GOAL
With the images removed, repeat the data below exactly.

==============================

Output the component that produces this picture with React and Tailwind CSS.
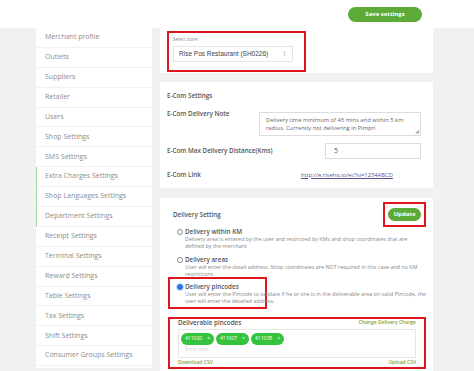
const menuItems = [
  "Merchant profile",
  "Outlets",
  "Suppliers",
  "Retailer",
  "Users",
  "Shop Settings",
  "SMS Settings",
  "Extra Charges Settings",
  "Shop Languages Settings",
  "Department Settings",
  "Receipt Settings",
  "Terminal Settings",
  "Reward Settings",
  "Table Settings",
  "Tax Settings",
  "Shift Settings",
  "Consumer Groups Settings",
];

const highlighted = ["Extra Charges Settings", "Shop Languages Settings", "Department Settings"];

const deliveryOptions = [
  {
    label: "Delivery within KM",
    desc: "Delivery area is entered by the user and restricted by KMs and shop coordinates that are defined by the merchant",
  },
  {
    label: "Delivery areas",
    desc: "User will enter the detail address. Shop coordinates are NOT required in this case and no KM restrictions",
  },
];

const pincodes = ["411020", "411007", "411038"];

function Radio({ checked }) {
  return (
    <span
      className={
        "mt-[1px] h-[6px] w-[6px] shrink-0 rounded-full border " +
        (checked ? "border-[#2a73e8] bg-[#2a73e8] shadow-[0_0_0_1px_#cfe0fb]" : "border-[#888] bg-white")
      }
    />
  );
}

function Sidebar() {
  return (
    <div className="w-[116px] bg-white pb-[2px]">
      {menuItems.map((item) => (
        <div
          key={item}
          className={
            "flex h-[19.9px] items-center border-b border-[#f0f0f0] pl-[8px] text-[7px] text-[#8c8c8c] " +
            (highlighted.includes(item) ? "border-l border-l-[#9fd59a]" : "border-l border-l-white")
          }
        >
          {item}
        </div>
      ))}
    </div>
  );
}

function StoreCard() {
  return (
    <div className="h-[45px] bg-white pl-[7px] pt-[3px]">
      <div className="h-[41px] w-[139px] border-2 border-[#e0161f] pl-[4px] pt-[3px]">
        <div className="text-[4.5px] leading-[6px] text-[#888]">Select store</div>
        <div className="mt-[4px] flex h-[16px] w-[120px] items-center justify-between border border-[#e3e3e3] pl-[5px] pr-[6px] font-['Liberation_Sans',sans-serif] text-[6.5px] text-[#444]">
          <span>Rise Pos Restaurant (SH0226)</span>
          <span className="flex flex-col text-[3px] leading-[3px] text-[#aaa]">
            <span>▲</span>
            <span>▼</span>
          </span>
        </div>
      </div>
    </div>
  );
}

function EcomCard() {
  return (
    <div className="mt-[9px] h-[106px] bg-white pl-[7px] pr-[12px] pt-[10px] text-[6.3px] font-semibold text-[#555]">
      <div className="leading-[8px]">E-Com Settings</div>
      <div className="mt-[10px] flex items-start justify-between">
        <div className="leading-[8px]">E-Com Delivery Note</div>
        <div className="relative mt-[2px] h-[24px] w-[162px] border border-[#dcdcdc] px-[6px] pt-[3px] text-[5.8px] font-normal leading-[8px] text-[#666]">
          Delivery time minimum of 45 mins and within 5 km radius. Currently not delivering in Pimpri
          <span className="absolute bottom-[1px] right-[1px] text-[5px] leading-[5px] text-[#aaa]">◢</span>
        </div>
      </div>
      <div className="mt-[7px] flex items-center justify-between">
        <div className="leading-[8px]">E-Com Max Delivery Distance(Kms)</div>
        <div className="flex h-[16px] w-[96px] items-center border border-[#dcdcdc] pl-[8px] text-[7px] font-normal text-[#555]">5</div>
      </div>
      <div className="mt-[12px] flex h-[8px] items-center">
        <div className="w-[134px]">E-Com Link</div>
        <a className="text-[5.8px] font-normal text-[#5b4f8f] underline">http://e.riseho.io/ec?si=1234ABCD</a>
      </div>
    </div>
  );
}

function DeliveryCard() {
  return (
    <div className="mt-[10px] flex-1 bg-white pl-[8px] pr-[7px] pt-[4px] text-[#555]">
      <div className="flex items-center justify-between">
        <div className="pl-[5px] text-[6.3px] font-semibold leading-[8px]">Delivery Setting</div>
        <div className="flex border-2 border-[#e0161f] px-[3px] py-[4px]">
          <button className="h-[13px] w-[33px] rounded-full bg-[#5cab36] text-[6px] font-bold leading-[13px] text-white">
            Update
          </button>
        </div>
      </div>
      <div className="mt-[1px] flex flex-col gap-[7px] pl-[9px]">
        {deliveryOptions.map((opt) => (
          <div key={opt.label} className="flex gap-[2px]">
            <Radio />
            <div className="w-[233px]">
              <div className="text-[6.3px] font-semibold leading-[8px]">{opt.label}</div>
              <div className="text-[5.4px] leading-[6.5px] text-[#888]">{opt.desc}</div>
            </div>
          </div>
        ))}
      </div>
      <div className="w-[99px] border-2 border-[#e0161f] pb-[3px] pl-[7px] pt-[4px]">
        <div className="flex gap-[2px] whitespace-nowrap">
          <Radio checked />
          <div>
            <div className="text-[6.3px] font-semibold leading-[8px]">Delivery pincodes</div>
            <div className="text-[5.4px] leading-[6.5px] text-[#888]">
              User will enter the Pincode to validate if he or she is in the deliverable area on valid Pincode, the
              <br />
              user will enter the detailed address.
            </div>
          </div>
        </div>
      </div>
      <div className="mt-[8px] border-2 border-[#e0161f] px-[8px]">
        <div className="flex h-[8px] items-center justify-between">
          <span className="text-[6.3px] font-semibold text-[#555]">Deliverable pincodes</span>
          <span className="text-[5px] font-semibold text-[#7fa33e]">Change Delivery Charge</span>
        </div>
        <div className="mt-[2px] h-[29px] border border-[#e3e9df] px-[2px] pt-[3px]">
          <div className="flex gap-[2px]">
            {pincodes.map((p) => (
              <span
                key={p}
                className="flex h-[12px] w-[33px] items-center justify-center gap-[5px] rounded-full bg-[#35c23c] text-[5px] text-white"
              >
                <span>{p}</span>
                <span>×</span>
              </span>
            ))}
          </div>
          <div className="mt-[1px] pl-[4px] text-[5px] text-[#d0d0d0]">Enter new</div>
        </div>
        <div className="flex h-[9px] items-center justify-between text-[5px] font-semibold text-[#7fa33e]">
          <span>Download CSV</span>
          <span>Upload CSV</span>
        </div>
      </div>
    </div>
  );
}

export default function App() {
  return (
    <div className="flex h-[371px] w-[474px] flex-col overflow-hidden bg-[#f1f1f1] font-['Open_Sans',sans-serif]">
      <div className="flex h-[28px] shrink-0 items-center justify-end bg-white pr-[52px]">
        <button className="mt-[1px] h-[15px] w-[74px] rounded-full bg-[#5cab36] text-[6px] font-bold text-white">
          Save settings
        </button>
      </div>
      <div className="flex flex-1 items-start">
        <div className="w-[36px] shrink-0" />
        <Sidebar />
        <div className="ml-[8px] flex h-full w-[273px] flex-col">
          <StoreCard />
          <EcomCard />
          <DeliveryCard />
        </div>
      </div>
    </div>
  );
}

==============================

WRITTEN SOLUTION
Output the component that produces this picture with React and Tailwind CSS.
const menuItems = [
  "Merchant profile",
  "Outlets",
  "Suppliers",
  "Retailer",
  "Users",
  "Shop Settings",
  "SMS Settings",
  "Extra Charges Settings",
  "Shop Languages Settings",
  "Department Settings",
  "Receipt Settings",
  "Terminal Settings",
  "Reward Settings",
  "Table Settings",
  "Tax Settings",
  "Shift Settings",
  "Consumer Groups Settings",
];

const highlighted = ["Extra Charges Settings", "Shop Languages Settings", "Department Settings"];

const deliveryOptions = [
  {
    label: "Delivery within KM",
    desc: "Delivery area is entered by the user and restricted by KMs and shop coordinates that are defined by the merchant",
  },
  {
    label: "Delivery areas",
    desc: "User will enter the detail address. Shop coordinates are NOT required in this case and no KM restrictions",
  },
];

const pincodes = ["411020", "411007", "411038"];

function Radio({ checked }) {
  return (
    <span
      className={
        "mt-[1px] h-[6px] w-[6px] shrink-0 rounded-full border " +
        (checked ? "border-[#2a73e8] bg-[#2a73e8] shadow-[0_0_0_1px_#cfe0fb]" : "border-[#888] bg-white")
      }
    />
  );
}

function Sidebar() {
  return (
    <div className="w-[116px] bg-white pb-[2px]">
      {menuItems.map((item) => (
        <div
          key={item}
          className={
            "flex h-[19.9px] items-center border-b border-[#f0f0f0] pl-[8px] text-[7px] text-[#8c8c8c] " +
            (highlighted.includes(item) ? "border-l border-l-[#9fd59a]" : "border-l border-l-white")
          }
        >
          {item}
        </div>
      ))}
    </div>
  );
}

function StoreCard() {
  return (
    <div className="h-[45px] bg-white pl-[7px] pt-[3px]">
      <div className="h-[41px] w-[139px] border-2 border-[#e0161f] pl-[4px] pt-[3px]">
        <div className="text-[4.5px] leading-[6px] text-[#888]">Select store</div>
        <div className="mt-[4px] flex h-[16px] w-[120px] items-center justify-between border border-[#e3e3e3] pl-[5px] pr-[6px] font-['Liberation_Sans',sans-serif] text-[6.5px] text-[#444]">
          <span>Rise Pos Restaurant (SH0226)</span>
          <span className="flex flex-col text-[3px] leading-[3px] text-[#aaa]">
            <span>▲</span>
            <span>▼</span>
          </span>
        </div>
      </div>
    </div>
  );
}

function EcomCard() {
  return (
    <div className="mt-[9px] h-[106px] bg-white pl-[7px] pr-[12px] pt-[10px] text-[6.3px] font-semibold text-[#555]">
      <div className="leading-[8px]">E-Com Settings</div>
      <div className="mt-[10px] flex items-start justify-between">
        <div className="leading-[8px]">E-Com Delivery Note</div>
        <div className="relative mt-[2px] h-[24px] w-[162px] border border-[#dcdcdc] px-[6px] pt-[3px] text-[5.8px] font-normal leading-[8px] text-[#666]">
          Delivery time minimum of 45 mins and within 5 km radius. Currently not delivering in Pimpri
          <span className="absolute bottom-[1px] right-[1px] text-[5px] leading-[5px] text-[#aaa]">◢</span>
        </div>
      </div>
      <div className="mt-[7px] flex items-center justify-between">
        <div className="leading-[8px]">E-Com Max Delivery Distance(Kms)</div>
        <div className="flex h-[16px] w-[96px] items-center border border-[#dcdcdc] pl-[8px] text-[7px] font-normal text-[#555]">5</div>
      </div>
      <div className="mt-[12px] flex h-[8px] items-center">
        <div className="w-[134px]">E-Com Link</div>
        <a className="text-[5.8px] font-normal text-[#5b4f8f] underline">http://e.riseho.io/ec?si=1234ABCD</a>
      </div>
    </div>
  );
}

function DeliveryCard() {
  return (
    <div className="mt-[10px] flex-1 bg-white pl-[8px] pr-[7px] pt-[4px] text-[#555]">
      <div className="flex items-center justify-between">
        <div className="pl-[5px] text-[6.3px] font-semibold leading-[8px]">Delivery Setting</div>
        <div className="flex border-2 border-[#e0161f] px-[3px] py-[4px]">
          <button className="h-[13px] w-[33px] rounded-full bg-[#5cab36] text-[6px] font-bold leading-[13px] text-white">
            Update
          </button>
        </div>
      </div>
      <div className="mt-[1px] flex flex-col gap-[7px] pl-[9px]">
        {deliveryOptions.map((opt) => (
          <div key={opt.label} className="flex gap-[2px]">
            <Radio />
            <div className="w-[233px]">
              <div className="text-[6.3px] font-semibold leading-[8px]">{opt.label}</div>
              <div className="text-[5.4px] leading-[6.5px] text-[#888]">{opt.desc}</div>
            </div>
          </div>
        ))}
      </div>
      <div className="w-[99px] border-2 border-[#e0161f] pb-[3px] pl-[7px] pt-[4px]">
        <div className="flex gap-[2px] whitespace-nowrap">
          <Radio checked />
          <div>
            <div className="text-[6.3px] font-semibold leading-[8px]">Delivery pincodes</div>
            <div className="text-[5.4px] leading-[6.5px] text-[#888]">
              User will enter the Pincode to validate if he or she is in the deliverable area on valid Pincode, the
              <br />
              user will enter the detailed address.
            </div>
          </div>
        </div>
      </div>
      <div className="mt-[8px] border-2 border-[#e0161f] px-[8px]">
        <div className="flex h-[8px] items-center justify-between">
          <span className="text-[6.3px] font-semibold text-[#555]">Deliverable pincodes</span>
          <span className="text-[5px] font-semibold text-[#7fa33e]">Change Delivery Charge</span>
        </div>
        <div className="mt-[2px] h-[29px] border border-[#e3e9df] px-[2px] pt-[3px]">
          <div className="flex gap-[2px]">
            {pincodes.map((p) => (
              <span
                key={p}
                className="flex h-[12px] w-[33px] items-center justify-center gap-[5px] rounded-full bg-[#35c23c] text-[5px] text-white"
              >
                <span>{p}</span>
                <span>×</span>
              </span>
            ))}
          </div>
          <div className="mt-[1px] pl-[4px] text-[5px] text-[#d0d0d0]">Enter new</div>
        </div>
        <div className="flex h-[9px] items-center justify-between text-[5px] font-semibold text-[#7fa33e]">
          <span>Download CSV</span>
          <span>Upload CSV</span>
        </div>
      </div>
    </div>
  );
}

export default function App() {
  return (
    <div className="flex h-[371px] w-[474px] flex-col overflow-hidden bg-[#f1f1f1] font-['Open_Sans',sans-serif]">
      <div className="flex h-[28px] shrink-0 items-center justify-end bg-white pr-[52px]">
        <button className="mt-[1px] h-[15px] w-[74px] rounded-full bg-[#5cab36] text-[6px] font-bold text-white">
          Save settings
        </button>
      </div>
      <div className="flex flex-1 items-start">
        <div className="w-[36px] shrink-0" />
        <Sidebar />
        <div className="ml-[8px] flex h-full w-[273px] flex-col">
          <StoreCard />
          <EcomCard />
          <DeliveryCard />
        </div>
      </div>
    </div>
  );
}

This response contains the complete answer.